L’idée du projet a commencé à émerger il y a quatre ans, à partir d’une enquête sur le corps hystérique, basée sur la lecture et l’interprétation iconographique développées par George Didi-Huberman dans son livre « L’invention de l’hystérie ». Il s’agissait au départ d’exploiter le potentiel chorégraphique de la dramaturgie hystérique, révélant la force créatrice et émancipatrice des femmes enfermées à l’hôpital de la Salpêtrière à Paris. Nous avons continué dans cette voie, approfondissant l’étude psychanalytique de la circulation du désir insatisfait dans les groupes, selon Freud et Lacan, jusqu’à retrouver des éléments de réflexion et de création dans les pratiques de Charcot et Mesmer d’hypnose et de magnétisme animal. Loin d’un regard médical, nous avons voulu, dès le départ souligner, avec une certaine distance ironique, la mise en scène plastique et théâtrale du désir de l’autre.

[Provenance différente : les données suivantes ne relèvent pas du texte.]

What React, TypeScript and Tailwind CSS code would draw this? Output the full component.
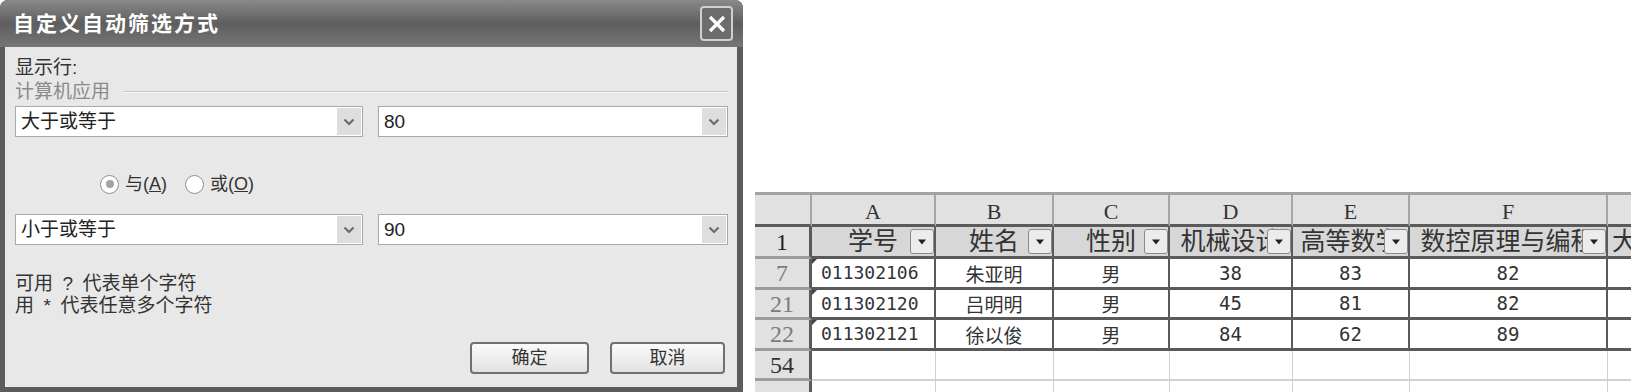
// Custom AutoFilter dialog next to a filtered worksheet.

const font = "font-['Liberation_Sans','Noto_Sans_CJK_SC',sans-serif]";

function Chevron() {
  return (
    <svg width="12" height="8" viewBox="0 0 12 8" fill="none">
      <path d="M1.5 1.5 L6 6 L10.5 1.5" stroke="#6b6b6b" strokeWidth="2.2" />
    </svg>
  );
}

function Combo({ value, wide }: { value: string; wide?: boolean }) {
  return (
    <div
      className={
        wide
          ? "flex h-[31px] w-[350px] items-center border border-[#a9a9a9] bg-white p-[1px]"
          : "flex h-[31px] w-[348px] items-center border border-[#a9a9a9] bg-white p-[1px]"
      }
    >
      <span className="flex-1 pl-[4px] text-[19px] leading-none text-[#222]">{value}</span>
      <span className="flex h-full w-[24px] items-center justify-center bg-[#dedede]">
        <Chevron />
      </span>
    </div>
  );
}

function Radio({ checked, label, hot }: { checked?: boolean; label: string; hot: string }) {
  return (
    <div className="flex items-center gap-[6px]">
      <span className="flex h-[19px] w-[19px] items-center justify-center rounded-full border-[1.5px] border-[#8e8e8e] bg-white">
        {checked && <span className="h-[8px] w-[8px] rounded-full bg-[#a4a4a4]" />}
      </span>
      <span className="text-[18px] leading-none text-[#333]">
        {label}(<span className="underline">{hot}</span>)
      </span>
    </div>
  );
}

function Dialog() {
  return (
    <div className="flex h-[392px] w-[743px] shrink-0 flex-col overflow-hidden rounded-t-[8px] bg-[#5c5c5c]">
      <div className="flex h-[47px] items-center justify-between bg-linear-to-b from-[#8a8a8a] via-[#5e5e5e] to-[#767676] pl-[13px] pr-[10px]">
        <span className="text-[21px] font-bold tracking-[2px] text-white">自定义自动筛选方式</span>
        <span className="flex h-[35px] w-[33px] items-center justify-center rounded-[4px] border-2 border-[#cfcfcf] bg-[#6c6c6c]">
          <svg width="20" height="20" viewBox="0 0 20 20">
            <path d="M3 3 L17 17 M17 3 L3 17" stroke="#fff" strokeWidth="3.2" />
          </svg>
        </span>
      </div>
      <div className="mb-[5px] ml-[5px] mr-[6px] flex flex-1 flex-col bg-[#e8e8e8] pl-[10px] pr-[9px] pt-[9px] text-[#333]">
        <div className="text-[19px] leading-[24px]">显示行:</div>
        <div className="flex h-[22px] items-center gap-[14px]">
          <span className="text-[19px] leading-none text-[#8a8a8a]">计算机应用</span>
          <span className="mt-[2px] h-[2px] flex-1 border-t border-b border-t-[#c4c4c4] border-b-[#f8f8f8]" />
        </div>
        <div className="mt-[4px] flex gap-[15px]">
          <Combo value="大于或等于" />
          <Combo value="80" wide />
        </div>
        <div className="ml-[85px] mt-[35px] flex h-[24px] items-center gap-[18px]">
          <Radio checked label="与" hot="A" />
          <Radio label="或" hot="O" />
        </div>
        <div className="mt-[18px] flex gap-[15px]">
          <Combo value="小于或等于" />
          <Combo value="90" wide />
        </div>
        <div className="mt-[28px] text-[19px] leading-[22px]">可用&ensp;?&ensp;代表单个字符</div>
        <div className="text-[19px] leading-[22px]">用&ensp;*&ensp;代表任意多个字符</div>
        <div className="mr-[3px] mt-[25px] flex justify-end gap-[21px]">
          <button className="h-[32px] w-[119px] rounded-[4px] border-2 border-[#707070] bg-linear-to-b from-[#fafafa] to-[#e2e2e2] text-[18px] text-[#333]">
            确定
          </button>
          <button className="h-[32px] w-[115px] rounded-[4px] border-2 border-[#707070] bg-linear-to-b from-[#fafafa] to-[#e2e2e2] text-[18px] text-[#333]">
            取消
          </button>
        </div>
      </div>
    </div>
  );
}

const headers = ["学号", "姓名", "性别", "机械设计", "高等数学", "数控原理与编程"];

const rows = [
  { n: "7", cells: ["011302106", "朱亚明", "男", "38", "83", "82"] },
  { n: "21", cells: ["011302120", "吕明明", "男", "45", "81", "82"] },
  { n: "22", cells: ["011302121", "徐以俊", "男", "84", "62", "89"] },
];

function FilterButton() {
  return (
    <span className="absolute right-0 top-[2px] flex h-[25px] w-[24px] items-center justify-center rounded-[3px] border border-[#8a8a8a] bg-[#ececec]">
      <svg width="10" height="6" viewBox="0 0 10 6">
        <path d="M1 0.5 L9 0.5 L5 5.5 Z" fill="#222" />
      </svg>
    </span>
  );
}

const colHead =
  "flex items-end justify-center border-b-[3px] border-r-2 border-b-[#5a5a5a] border-r-[#a6a6a6] bg-[#e1e1e1] pb-[1px] font-['Liberation_Serif',serif] text-[22px] leading-none text-[#333]";
const rowHead =
  "flex items-center justify-center border-b-[3px] border-r-[3px] border-b-[#9c9c9c] border-r-[#5a5a5a] bg-[#e1e1e1] font-['Liberation_Serif',serif] text-[24px] leading-none";
const dataCell =
  "relative flex items-center justify-center overflow-hidden border-b-[3px] border-r-2 border-[#5a5a5a] bg-white text-[19px] leading-none text-[#333]";
const emptyCell = "border-b-2 border-r border-b-[#d2d2d2] border-r-[#cfcfcf] bg-white";

function Sheet() {
  return (
    <div className="ml-[12px] mt-[192px] h-[200px] flex-1 overflow-hidden border-t-[3px] border-[#a3a3a3]">
      <div className="grid w-[900px] grid-cols-[57px_124px_118px_116px_123px_117px_198px_47px] grid-rows-[32px_32px_31px_30px_31px_30px_11px]">
        <div className="border-b-[3px] border-r-2 border-b-[#5a5a5a] border-r-[#a6a6a6] bg-[#e1e1e1]" />
        {["A", "B", "C", "D", "E", "F", "G"].map((c) => (
          <div key={c} className={colHead}>
            {c === "G" ? "" : c}
          </div>
        ))}

        <div className={rowHead + " text-[#222]"}>1</div>
        {headers.map((h) => (
          <div
            key={h}
            className="relative flex items-center justify-center overflow-hidden border-b-[3px] border-r-2 border-[#5a5a5a] bg-[#d7d7d7]"
          >
            <span className="whitespace-nowrap text-[25px] leading-none text-[#333]">{h}</span>
            <FilterButton />
          </div>
        ))}
        <div className="flex items-center overflow-hidden border-b-[3px] border-[#5a5a5a] bg-[#d7d7d7] pl-[4px]">
          <span className="whitespace-nowrap text-[25px] leading-none text-[#333]">大学英语</span>
        </div>

        {rows.map((r) => (
          <div key={r.n} className="contents">
            <div className={rowHead + " text-[#7c7c7c]"}>{r.n}</div>
            {r.cells.map((v, i) =>
              i === 0 ? (
                <div
                  key={i}
                  className="relative flex items-center overflow-hidden border-b-[3px] border-r-2 border-[#5a5a5a] bg-white pl-[9px] font-['DejaVu_Sans_Mono',monospace] text-[18px] leading-none text-[#333]"
                >
                  <span className="absolute left-0 top-0 h-0 w-0 border-r-[5px] border-t-[5px] border-r-transparent border-t-[#444]" />
                  {v}
                </div>
              ) : (
                <div
                  key={i}
                  className={
                    i >= 3
                      ? dataCell + " font-['DejaVu_Sans_Mono',monospace] text-[18px]"
                      : dataCell + " font-['Noto_Sans_CJK_SC',sans-serif]"
                  }
                >
                  {v}
                </div>
              )
            )}
            <div className="border-b-[3px] border-[#5a5a5a] bg-white" />
          </div>
        ))}

        <div className={rowHead + " text-[#333]"}>54</div>
        {[0, 1, 2, 3, 4, 5, 6].map((i) => (
          <div key={i} className={emptyCell} />
        ))}
        <div className="border-r-[3px] border-r-[#5a5a5a] bg-[#e1e1e1]" />
        {[0, 1, 2, 3, 4, 5, 6].map((i) => (
          <div key={i} className="border-r border-r-[#cfcfcf] bg-white" />
        ))}
      </div>
    </div>
  );
}

export default function App() {
  return (
    <div className={"flex h-[392px] w-[1631px] overflow-hidden bg-white " + font}>
      <Dialog />
      <Sheet />
    </div>
  );
}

La pandémie de Covid19 a accéléré l’urgence de donner corps à ce spectacle, en raison de la forte résonance avec l’expérience vécue dans la situation de confinement dans laquelle nous nous sommes retrouvés dans le monde début 2020. Récupérant le matériel traité  pour le mettre en relation avec l’actualité, nous avons créé un groupe composé d’artistes, chorégraphes et danseuses, résidant en Argentine, en France, en Italie et en Espagne, dans le but de partager, avec des mots et des mouvements, l’expérience de la distance et de la solitude, en essayant de valoriser la volonté de travailler ensemble, par opposition au manque de circulation sociale et de contact imposé par la situation d’urgence mondiale. Ainsi est née l’idée que la contagion du désir peut être vitale, contrairement au danger mortel du virus.

Une première phase d’exploration s’est déroulée entre juin et novembre 2020, sous forme de rencontres virtuelles sur la plateforme Zoom. Quatre interprètes se sont connectées, se sont contaminées, se sont observées et se sont laissés danser, explorant leur intimité et cherchant un langage commun. Cette phase nous a permis de retrouver les états du corps et de créer les bases chorégraphiques pour pouvoir développer une mise en scène de la matière physique. L’utilisation de la caméra lors des répétitions virtuelles a révélé une étape intermédiaire qui a finalement pris la forme d’un projet de vidéo danse. Le court-métrage vise à créer une atmosphère poétique dans laquelle la force créatrice des femmes émerge et circule dans la distance, générant une communauté intemporelle formée par le désir du commun.

La phase suivante de recherche et de création, Devora, prévoit la transmission du matériel travaillé jusqu’à maintenant à distance à un groupe de femmes à Buenos Aires. L’intention est que les six nouvelles interprètes puissent se laisser contaminer par l’expérience créative du premier groupe, dans une situation différente dans laquelle elles peuvent se retrouver ensemble après une longue période d’isolement. Après la réalisation de l’œuvre scénique à Buenos Aires, le matériel de création sera partagé avec le groupe de travail initial pour terminer le voyage avec une résidence européenne et une nouvelle œuvre scénique qui sera le résultat de la circulation d’images poétiques, des différentes rencontres, des expériences corporelles  dans différentes parties du monde.